Pour sa part, le pr. Abdelillah Belkziz a estimé qu'il aurait été préférable, au préalable, de tenir une réunion préparatoire avant le lancement de ce cycle de conférences, pour baliser le terrain aux thématiques culturelles qui seront débattues.
" Il est temps de doter le Maroc d'un Conseil supérieur de la culture qui veille à la gestion du secteur culturel ", a-t-il dit, précisant que ce conseil aura aussi pour tâche d'élaborer les stratégies et les programmes d'action en collaboration avec ses partenaires, notamment le Ministère de la Culture et l'Union des écrivains du Maroc.
Il s'est également félicité de la dynamique que connait le champ culturel qui gagne en maturité grâce au climat de liberté de pensée prévalant au Maroc.
Selon M. Belkziz, le ministère de la culture n'est pas responsable de la production culturelle, mais il lui incombe de favoriser la création du climat propice à l'épanouissement culturel.
Le pr. Abdallah Saâf a, lui, abordé ce sujet, partant du rôle joué par l'Etat qui consiste à élaborer des politiques culturelles, et de la diversité culturelle qu'il conviendrait, selon lui, de qualifier de "diversité sociologique ", car en rapport avec les nouvelles tendances de la société marocaine.
Il a mis l'accent, également, sur le rôle central et stratégique de l'Etat dans la gestion de la chose culturelle, vu que la culture est un espace d'expression de la diversité politique, ajoutant que parmi les missions du ministère de la culture figurent la mise en place du climat propice à la dynamique culturelle et les taches de soutien et de mise en branle de "l'action culturelle directe".

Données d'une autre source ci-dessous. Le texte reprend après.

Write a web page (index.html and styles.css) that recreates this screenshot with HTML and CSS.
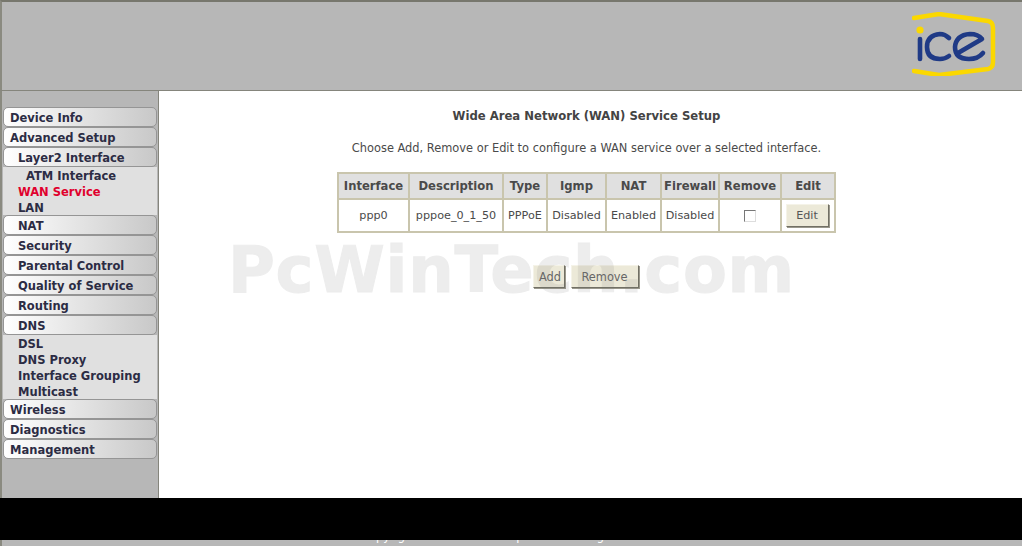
FILE: index.html
```html
<!DOCTYPE html>
<html lang="en">
<head>
<meta charset="utf-8">
<title>WAN Service Setup</title>
<link rel="stylesheet" href="styles.css">
</head>
<body>
<div class="page">
  <header class="banner">
    <svg class="logo" width="84" height="64" viewBox="0 0 84 64" aria-label="ice">
      <path class="logo-frame" d="M2 6 L27 2 L76 9 Q81 10 81 16 L81 50 Q81 56 76 57 L27 63 L2 59"/>
      <circle class="logo-dot" cx="8" cy="18" r="3.6"/>
      <path class="logo-mark" d="M8 27 V47"/>
      <path class="logo-mark" d="M37 26 Q33 22 28 22 Q15 23 15 35 Q15 47 28 47 Q33 47 37 44"/>
      <path class="logo-mark" d="M46 41 L70 27 Q66 22 58 22 Q44 23 43 35 Q43 47 57 47 Q66 47 71 41"/>
    </svg>
  </header>
  <div class="body-row">
    <nav class="sidebar">
      <a class="btn">Device Info</a>
      <a class="btn">Advanced Setup</a>
      <a class="btn lvl2">Layer2 Interface</a>
      <div class="sub">
        <a class="lvl3">ATM Interface</a>
        <a class="lvl2 active">WAN Service</a>
        <a class="lvl2">LAN</a>
      </div>
      <a class="btn lvl2">NAT</a>
      <a class="btn lvl2">Security</a>
      <a class="btn lvl2">Parental Control</a>
      <a class="btn lvl2">Quality of Service</a>
      <a class="btn lvl2">Routing</a>
      <a class="btn lvl2">DNS</a>
      <div class="sub">
        <a class="lvl2">DSL</a>
        <a class="lvl2">DNS Proxy</a>
        <a class="lvl2">Interface Grouping</a>
        <a class="lvl2">Multicast</a>
      </div>
      <a class="btn">Wireless</a>
      <a class="btn">Diagnostics</a>
      <a class="btn">Management</a>
    </nav>
    <main class="content">
      <h1 class="title">Wide Area Network (WAN) Service Setup</h1>
      <p class="intro">Choose Add, Remove or Edit to configure a WAN service over a selected interface.</p>
      <table class="wan">
        <thead>
          <tr>
            <th class="c1">Interface</th><th class="c2">Description</th><th class="c3">Type</th><th class="c4">Igmp</th><th class="c5">NAT</th><th class="c6">Firewall</th><th class="c7">Remove</th><th class="c8">Edit</th>
          </tr>
        </thead>
        <tbody>
          <tr>
            <td>ppp0</td><td>pppoe_0_1_50</td><td>PPPoE</td><td>Disabled</td><td>Enabled</td><td>Disabled</td><td><span class="check"></span></td><td><button class="xp edit">Edit</button></td>
          </tr>
        </tbody>
      </table>
      <div class="actions">
        <button class="xp add">Add</button>
        <button class="xp remove">Remove</button>
      </div>
      <div class="watermark">PcWinTech.com</div>
    </main>
  </div>
  <div class="blackout"></div>
  <footer class="strip"><span class="strip-text">Copyright © Broadcom Corporation. All rights reserved.</span></footer>
</div>
</body>
</html>
```
FILE: styles.css
```css
* { box-sizing: border-box; }
html, body { margin: 0; padding: 0; background: #fff; }
.page {
  width: 1022px;
  height: 546px;
  overflow: hidden;
  display: flex;
  flex-direction: column;
  font-family: "DejaVu Sans", sans-serif;
  position: relative;
}
.banner {
  height: 91px;
  flex: none;
  background: #b7b7b7;
  border-top: 2px solid #77776d;
  border-left: 2px solid #8a8a80;
  border-bottom: 1px solid #85857c;
  display: flex;
  justify-content: flex-end;
  padding: 10px 26px 0 0;
}
.logo { display: block; }
.logo-frame { fill: none; stroke: #fbd800; stroke-width: 4.5; stroke-linecap: round; stroke-linejoin: round; }
.logo-dot { fill: #fbd800; }
.logo-mark { fill: none; stroke: #1f3a86; stroke-width: 4.6; stroke-linecap: round; stroke-linejoin: round; }
.body-row { flex: 1; display: flex; min-height: 0; }
.sidebar {
  width: 159px;
  flex: none;
  display: flex;
  flex-direction: column;
  padding: 16px 1px 0 1px;
  background: #b7b7b7;
  border-left: 2px solid #8a8a80;
  border-right: 1px solid #85857c;
  font-weight: 700;
  font-size: 11.5px;
  color: #2c2c44;
}
.btn {
  height: 20px;
  line-height: 20px;
  padding-left: 6px;
  border: 1px solid #959595;
  border-radius: 5px;
  background: linear-gradient(90deg, #fff 0%, #c8c8c8 100%);
}
.btn.lvl2 { padding-left: 14px; }
.sub {
  background: #e0e0e0;
  display: flex;
  flex-direction: column;
}
.sub a { height: 16px; line-height: 18px; }
.sub .lvl2 { padding-left: 15px; }
.sub .lvl3 { padding-left: 23px; }
.sub .active { color: #e0002d; }
.content {
  flex: 1;
  position: relative;
  padding: 0 8px 0 0;
  display: flex;
  flex-direction: column;
  align-items: center;
  color: #4a4a4a;
  font-size: 11.4px;
}
.title { margin: 17px 0 0; font-size: 11.65px; line-height: 16px; font-weight: 700; color: #444; }
.intro { margin: 16px 0 0; line-height: 16px; }
.wan {
  margin-top: 16px;
  border-collapse: collapse;
  table-layout: fixed;
  width: 497px;
  border: 2px solid #c9c5ad;
}
.wan th, .wan td { border: 2px solid #c9c5ad; padding: 0; text-align: center; white-space: nowrap; }
.wan th { height: 26px; background: #e0e0e0; font-size: 11.6px; }
.wan td { height: 33px; padding-bottom: 1px; font-size: 11.2px; }
.c1 { width: 71px; } .c2 { width: 94px; } .c3 { width: 44px; } .c4 { width: 59px; }
.c5 { width: 55px; } .c6 { width: 58px; } .c7 { width: 62px; } .c8 { width: 54px; }
.check {
  display: inline-block;
  width: 12px;
  height: 12px;
  vertical-align: middle;
  border: 1px solid;
  border-color: #777 #ddd #ddd #777;
  background: #fff;
}
.xp {
  height: 23px;
  padding: 0;
  font: inherit;
  color: #666;
  background: #ece9d8;
  border: 1px solid;
  border-color: #f5f3e8 #716f64 #716f64 #f5f3e8;
  box-shadow: 1px 1px 0 #9a988c;
}
.edit { width: 43px; margin-right: 2px; color: #555; }
.actions { margin-top: 32px; padding-right: 2px; display: flex; gap: 6px; }
.add { width: 32px; padding-left: 3px; }
.remove { width: 68px; }
.watermark {
  position: absolute;
  left: 69px;
  top: 137px;
  font-size: 64px;
  line-height: 84px;
  font-weight: 700;
  letter-spacing: .7px;
  color: #787878;
  -webkit-text-stroke: 1px #787878;
  opacity: .13;
  white-space: nowrap;
}
.blackout {
  position: absolute;
  left: 0;
  top: 498px;
  width: 1022px;
  height: 42px;
  background: #000;
  z-index: 2;
}
.strip {
  height: 48px;
  flex: none;
  background: #b7b7b7;
  border-left: 2px solid #8a8a80;
  overflow: hidden;
  padding-left: 359px;
}
.strip-text { display: block; margin-top: 30px; font-size: 11.4px; line-height: 16px; color: #fff; white-space: nowrap; }
```
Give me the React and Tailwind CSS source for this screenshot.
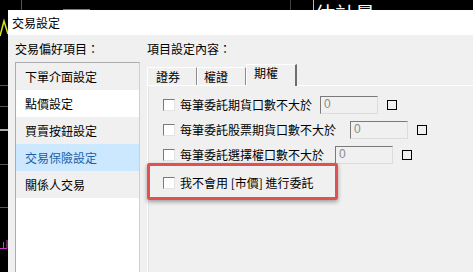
import React from "react";

const font = { fontFamily: '"Noto Sans CJK TC", "Noto Sans", sans-serif' };

const menuItems = [
  { label: "下單介面設定", bg: "bg-[#f0f0f0]" },
  { label: "點價設定", bg: "bg-white" },
  { label: "買賣按鈕設定", bg: "bg-[#f0f0f0]" },
  { label: "交易保險設定", bg: "bg-[#cce8ff]", active: true },
  { label: "關係人交易", bg: "bg-[#f0f0f0]" },
];

const limitRows = [
  { label: "每筆委託期貨口數不大於", width: "w-[140px]" },
  { label: "每筆委託股票期貨口數不大於", width: "w-[170px]" },
  { label: "每筆委託選擇權口數不大於", width: "w-[155px]" },
];

const Checkbox = () => (
  <span className="w-[12px] h-[12px] shrink-0 bg-white border border-t-[#7a7a7a] border-l-[#7a7a7a] border-r-[#e3e3e3] border-b-[#e3e3e3]" />
);

const TopStrip = () => (
  <svg width="473" height="10" className="block shrink-0">
    <rect width="473" height="10" fill="#000" />
    <line x1="21.5" y1="0" x2="21.5" y2="10" stroke="#555" />
    <line x1="63" y1="9.5" x2="90" y2="9.5" stroke="#8a8a20" />
    <line x1="290.5" y1="0" x2="290.5" y2="10" stroke="#444" />
    <line x1="313.5" y1="0" x2="313.5" y2="10" stroke="#bbb" />
    <text x="315" y="22" fill="#fff" fontSize="20" style={font}>
      估計量
    </text>
  </svg>
);

const LeftStrip = () => (
  <svg width="8" height="262" className="block shrink-0">
    <rect width="8" height="262" fill="#000" />
    <polyline points="0,26 4,11 8,24" fill="none" stroke="#d8e020" strokeWidth="1.5" />
    <line x1="0" y1="75.5" x2="8" y2="75.5" stroke="#555" />
    <line x1="0" y1="96.5" x2="8" y2="96.5" stroke="#555" />
    <line x1="0" y1="120" x2="8" y2="120" stroke="#aaa" strokeWidth="2" />
    <line x1="0" y1="154.5" x2="8" y2="154.5" stroke="#555" />
    <line x1="0" y1="197.5" x2="8" y2="197.5" stroke="#555" />
    <polyline points="0,238.5 7,238.5 7,230" fill="none" stroke="#c040c0" />
    <line x1="3.5" y1="232" x2="3.5" y2="238" stroke="#c040c0" />
  </svg>
);

export default function App() {
  return (
    <div
      className="w-[473px] h-[272px] bg-black overflow-hidden flex flex-col text-[12px] text-black"
      style={font}
    >
      <TopStrip />
      <div className="flex flex-1 min-h-0">
        <LeftStrip />

        {/* dialog */}
        <div className="flex-1 flex flex-col min-w-0">
          <div className="h-[25px] shrink-0 bg-white flex items-center pl-[4px] text-[12px]">
            交易設定
          </div>

          <div className="flex-1 bg-[#f0f0f0] flex pl-[7px] pt-[7px] gap-[7px]">
            {/* left column */}
            <div className="w-[125px] shrink-0 flex flex-col">
              <div className="h-[14px] leading-[14px]">交易偏好項目：</div>
              <div className="mt-[6px] flex-1 bg-white border border-[#acacac] border-r-[#d0d0d0] border-b-0 flex flex-col">
                {menuItems.map((item) => (
                  <div
                    key={item.label}
                    className={`h-[27px] flex items-center pl-[9px] ${item.bg} ${
                      item.active ? "text-[#1c5fa8]" : "text-black"
                    }`}
                  >
                    {item.label}
                  </div>
                ))}
              </div>
            </div>

            {/* right column */}
            <div className="flex-1 flex flex-col min-w-0">
              <div className="h-[14px] leading-[14px]">項目設定內容：</div>

              <div className="mt-[8px] h-[21px] flex items-end">
                <div className="w-[50px] h-[18px] leading-[17px] pl-[8px] border-t border-l border-white border-r border-r-[#8c8c8c]">
                  證券
                </div>
                <div className="w-[49px] h-[18px] leading-[17px] pl-[6px] border-t border-l border-white border-r border-r-[#8c8c8c]">
                  權證
                </div>
                <div className="w-[51px] h-[22px] mb-[-1px] relative z-10 bg-[#f0f0f0] pl-[7px] pt-[1px] leading-[14px] border-t border-l border-white border-r-2 border-r-[#6e6e6e]">
                  期權
                </div>
              </div>

              <div className="flex-1 relative border-t border-l border-white shadow-[inset_1px_0_0_#e2e2e2] pl-[15px] pt-[6px]">
                {limitRows.map((row) => (
                  <div key={row.label} className="h-[25px] flex items-center">
                    <Checkbox />
                    <span className={`ml-[5px] ${row.width} shrink-0 whitespace-nowrap`}>
                      {row.label}
                    </span>
                    <span
                      className="w-[58px] h-[18px] shrink-0 bg-[#f0f0f0] border border-t-[#7a7a7a] border-l-[#7a7a7a] border-r-[#dcdcdc] border-b-[#dcdcdc] pl-[3px] leading-[15px] text-[12px] text-[#8a8a8a]"
                      style={{ fontFamily: '"Liberation Sans", sans-serif' }}
                    >
                      0
                    </span>
                    <span className="ml-[9px] w-[10px] h-[10px] shrink-0 border border-black" />
                  </div>
                ))}

                <div className="mt-[3px] h-[25px] flex items-center">
                  <Checkbox />
                  <span className="ml-[5px] whitespace-nowrap">我不會用 [市價] 進行委託</span>
                </div>

                {/* highlight annotation */}
                <div className="absolute left-[-1px] top-[77px] w-[191px] h-[37px] border-[3px] border-[#e0514f] rounded-[2px] shadow-[0_2px_4px_rgba(0,0,0,0.35)] pointer-events-none" />
              </div>
            </div>
          </div>
        </div>
      </div>
    </div>
  );
}
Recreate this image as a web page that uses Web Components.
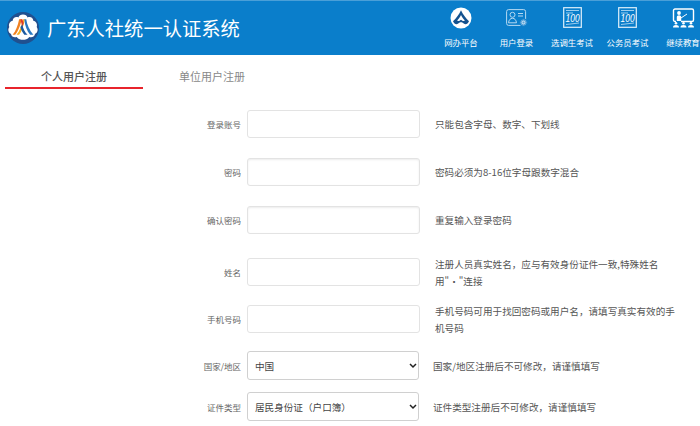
<!DOCTYPE html>
<html lang="zh"><head><meta charset="utf-8"><style>
html,body{margin:0;padding:0;background:#fff;overflow:hidden}
body{width:700px;height:426px;font-family:"Noto Sans CJK SC","Liberation Sans",sans-serif;color:#555}
</style></head><body>
<gd-header></gd-header>
<gd-tabs></gd-tabs>
<gd-form>
<form-row h="28" mt="0" label="登录账号">只能包含字母、数字、下划线</form-row>
<form-row h="28" mt="20" label="密码" shadow>密码必须为8-16位字母跟数字混合</form-row>
<form-row h="28" mt="20" label="确认密码" shadow>重复输入登录密码</form-row>
<form-row h="28" mt="24" label="姓名">注册人员真实姓名，应与有效身份证件一致,特殊姓名<br>用"·"连接</form-row>
<form-row h="28" mt="19" label="手机号码">手机号码可用于找回密码或用户名，请填写真实有效的手<br>机号码</form-row>
<form-row h="29" mt="18" label="国家/地区" select="中国">国家/地区注册后不可修改，请谨慎填写</form-row>
<form-row h="29" mt="12" label="证件类型" select="居民身份证（户口簿）">证件类型注册后不可修改，请谨慎填写</form-row>
</gd-form>
<script>
const ICONS={
 net:`<svg width="22" height="22" viewBox="0 0 22 22"><circle cx="11" cy="11" r="10.500" fill="#fff"/><path d="M11 3.200C9 7.500 6 11.500 3 14.200c1.200 2.800 3.300 3.600 5.200 2.400 1.200-.8 1.800-1.300 2.800-1.300s1.600.5 2.800 1.300c1.900 1.200 4 .4 5.200-2.400C16 11.500 13 7.500 11 3.200z" fill="#14528f"/><path d="M11 8c-1.200 2.300-2.600 4.200-4 5.600 1.400.9 2.400.5 4-.9 1.600 1.400 2.600 1.800 4 .9-1.400-1.400-2.800-3.300-4-5.600z" fill="#fff"/></svg>`,
 login:`<svg width="22" height="18" viewBox="0 0 22 18" fill="none" stroke="#b5d9f2" stroke-width="1"><rect x=".6" y=".6" width="19" height="15.800" rx="2"/><circle cx="6.500" cy="5.800" r="2.500"/><path d="M2.500 13.800c.4-3 1.900-4.500 4-4.500s3.600 1.500 4 4.500z"/><path d="M12 4.500h5M12 7h5"/><circle cx="17.500" cy="13.500" r="3.800" fill="#5aa5da" stroke="#0a7ecb"/><circle cx="17.500" cy="13.500" r="1.400" stroke="#cfe6f7"/></svg>`,
 exam:`<svg width="19" height="21" viewBox="0 0 19 21" fill="none"><rect x=".7" y=".7" width="17.600" height="19.600" stroke="#dff0fb" stroke-width="1.200"/><path d="M3 3.500h13M3 6h7" stroke="#9ccff0"/><text x="2.600" y="15.300" font-family="Liberation Sans,sans-serif" font-style="italic" font-size="10.500" textLength="14" lengthAdjust="spacingAndGlyphs" fill="#fff">100</text><path d="M3 17.500l13-1.500" stroke="#bfe0f6" stroke-width=".8"/></svg>`,
 edu:`<svg width="23" height="20" viewBox="0 0 23 20" fill="none"><path d="M4 13.500H3a1.500 1.500 0 0 1-1.500-1.500V2.500A1.500 1.500 0 0 1 3 1h17a1.500 1.500 0 0 1 1.500 1.500V12a1.500 1.500 0 0 1-1.500 1.500H9" stroke="#fff" stroke-width="1.400"/><circle cx="7" cy="5" r="1.900" fill="#fff"/><path d="M4.800 13V9c0-1 1-1.800 2.200-1.800S9.200 8 9.200 9v4z" fill="#fff"/><path d="M9 10l6-4" stroke="#fff"/><circle cx="4" cy="15.300" r="1.300" fill="#fff"/><circle cx="11.500" cy="15.300" r="1.300" fill="#fff"/><circle cx="19" cy="15.300" r="1.300" fill="#fff"/><path d="M1 19.500c0-1.800 1.300-2.500 3-2.500s3 .7 3 2.500zM8.500 19.500c0-1.800 1.300-2.500 3-2.500s3 .7 3 2.500zM16 19.500c0-1.800 1.300-2.500 3-2.500s3 .7 3 2.500z" fill="#fff"/></svg>`};
const CHEV=`url("data:image/svg+xml,%3Csvg xmlns='http://www.w3.org/2000/svg' width='8' height='6' viewBox='0 0 8 6'%3E%3Cpath d='M1 1l3 3 3-3' fill='none' stroke='%23222' stroke-width='1.500'/%3E%3C/svg%3E")`;
class Base extends HTMLElement{
 render(html){(this.shadowRoot||this.attachShadow({mode:'open'})).innerHTML=html}
}
customElements.define('nav-item',class extends Base{connectedCallback(){
 this.render(`<style>:host{display:flex;flex-direction:column;align-items:center;width:55.500px;flex:none;font-size:8.400px;color:#fff;white-space:nowrap}
 .i{height:21px;display:flex;align-items:center;justify-content:center}
 .t{margin-top:8px;line-height:12px}</style><div class="i">${ICONS[this.getAttribute('icon')]}</div><div class="t"><slot></slot></div>`)}});
customElements.define('gd-header',class extends Base{connectedCallback(){
 this.render(`<style>:host{display:flex;box-sizing:border-box;height:55px;background:#0a7ecb;border-top:1px solid #4a9fd8;align-items:center;padding-left:7px;overflow:hidden}
 .logo{flex:none;width:32px;height:32px;margin-right:8px;display:block}
 h1{margin:0;font-weight:400;font-size:19.300px;color:#fff;line-height:28px;white-space:nowrap;flex:1}
 nav{display:flex;flex:none;align-self:flex-start;padding-top:6px;margin-right:-10.750px}</style>
 <svg class="logo" viewBox="0 0 32 32"><circle cx="16" cy="16" r="16" fill="#20508f"/>
 <path d="M16 2.500c2.300 0 4 1.200 4.600 2.900 2.900-1.100 5.700.6 5.700 3.400 2.800.6 4.500 3.400 3.400 6.300 1.700 2.300 1.100 5.700-1.700 6.900-.6 2.800-3.400 4-5.700 2.900-1.700 2.300-4 2.900-6.300 2.900s-4.600-.6-6.300-2.900c-2.300 1.100-5.100 0-5.700-2.900-2.800-1.200-3.400-4.600-1.700-6.900-1.100-2.900.6-5.700 3.400-6.300 0-2.800 2.800-4.500 5.700-3.400.6-1.700 2.300-2.900 4.600-2.900z" fill="#fff"/>
 <g transform="translate(16 15) scale(1.300) translate(-16 -16)"><path d="M8 22c2.500-3 4-7 5-12h2c-1 5-3 9.500-5 12z" fill="#f08020"/><path d="M11 22c2.500-3 4-7 5-12h1.500c-1 5-2.500 9.500-4.500 12z" fill="#f6b01e"/>
 <path d="M14 10h1.500l1 3-1 3z" fill="#e03a2a"/><path d="M17 10h1.500c.5 4 2.500 8.500 5.500 12h-2.500c-2.500-3-4-7-4.500-12z" fill="#2a78c0"/><path d="M15.500 14c.5 3 2 6 4 8h-2.500c-1.500-2-2.500-4-3-6z" fill="#1b5aa0"/></g></svg>
 <h1>广东人社统一认证系统</h1>
 <nav><nav-item icon="net">网办平台</nav-item><nav-item icon="login">用户登录</nav-item><nav-item icon="exam">选调生考试</nav-item><nav-item icon="exam">公务员考试</nav-item><nav-item icon="edu">继续教育</nav-item></nav>`)}});
customElements.define('gd-tabs',class extends Base{connectedCallback(){
 this.render(`<style>:host{display:flex;height:34px;padding-left:5px;font-size:11px;line-height:14px}
 .t{box-sizing:border-box;width:138px;text-align:center;padding-top:14px}
 .a{color:#555;border-bottom:2px solid #e8242c;font-weight:500}
 .b{color:#888;margin-left:-2px;width:142px;padding-left:0}</style>
 <div class="t a">个人用户注册</div><div class="t b">单位用户注册</div>`)}});
customElements.define('gd-form',class extends Base{connectedCallback(){
 this.render(`<style>:host{display:block;padding-top:21px}</style><slot></slot>`)}});
customElements.define('form-row',class extends Base{connectedCallback(){
 const a=n=>this.getAttribute(n),sel=a('select'),h=a('h');
 const ctl=sel?`<select><option>${sel}</option></select>`:`<input type="text" class="${this.hasAttribute('shadow')?'s':''}">`;
 this.render(`<style>:host{display:grid;grid-template-columns:241px ${sel?178:179}px 1fr;grid-template-rows:${h}px;height:${h}px;margin-top:${a('mt')}px;align-items:center}
 label{font-size:8.500px;color:#666;text-align:right;white-space:nowrap}
 .c{margin-left:6px;height:${h}px}
 input,select{box-sizing:border-box;width:${sel?172:173}px;height:100%;display:block;margin:0;border:1px solid #e3e3e3;border-radius:3px;background:#fff;outline:none}
 input.s{box-shadow:inset 0 1px 2px rgba(0,0,0,.08)}
 select{appearance:none;-webkit-appearance:none;border-color:#d0d0d0;font:9.600px "Noto Sans CJK SC",sans-serif;color:#444;padding-left:7px;background:#fff ${CHEV} no-repeat right 1px center}
 .h{font-size:9.600px;line-height:17.500px;color:#555;margin-left:${sel?14:15}px;padding-top:2px;white-space:nowrap}</style>
 <label>${a('label')}</label><div class="c">${ctl}</div><div class="h"><slot></slot></div>`)}});
</script>
</body></html>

Pour sa part, M. Boukous a appelé à mettre en place une stratégie culturelle, à l'instar du Plan Azur destiné à la promotion du tourisme, préconisant que cette stratégie soit gérée de "manière rationnelle" avec l'objectif de préserver l'identité nationale.
Le débat autour du domaine culturel ne concerne pas seulement les spécialistes mais constitue "une question intéressant tout le monde", a-t-il dit, mettant en relief la diversité culturelle et les différentes formes d'expression culturelle (théâtre, littérature, cinéma) qui ne se voient pas aujourd'hui, selon lui, suffisamment mises en valeur, tant aux plans quantitatif que qualitatif.
Pour sa part, Abdelhay Moudden a souligné la vocation du ministère de la culture en tant qu' "institution", affirmant que son rôle consiste aussi à soutenir Les différents affluents (édition et distribution), et ce, en partenariat avec les acteurs concernés, notamment ceux du secteur privé.
Il a indiqué que la mission du ministère consiste en principe à encourager le débat, l'échange et la délectation culturelle et à mettre en valeur les différents genres de la création culturelle, en plus du soutien aux cultures de "la marge" et à la liberté de création.
Le ministre de la Culture avait affirmé, dans une allocution prononcée à l'ouverture de cette rencontre (organisée dans l'enceinte de la Bibliothèque nationale du Royaume), que son département est "un contenant et une structure «œuvrant en collaboration avec les intellectuels afin d'assurer le rayonnement de la culture marocaine tant aux plans intérieur qu'extérieur.
Initiée par le ministère de la Culture pour faire la radioscopie de la situation culturelle au Maroc, cette rencontre a constitué une occasion pour dresser un état des lieux sommaire du fait culturel, en prélude à un examen exhaustif lors des prochaines rencontres.
Le ministre a émis le vœu que cette rencontre soit un "espace" pour "l'interaction féconde des idées afin que la lumière rejaillisse sur tout le paysage culturel", ajoutant que "l'œil des intellectuels devrait être scrutateur pour mettre le doigt sur les dysfonctionnements en proposant des solutions appropriées dans le cadre de la concertation et de l'échange".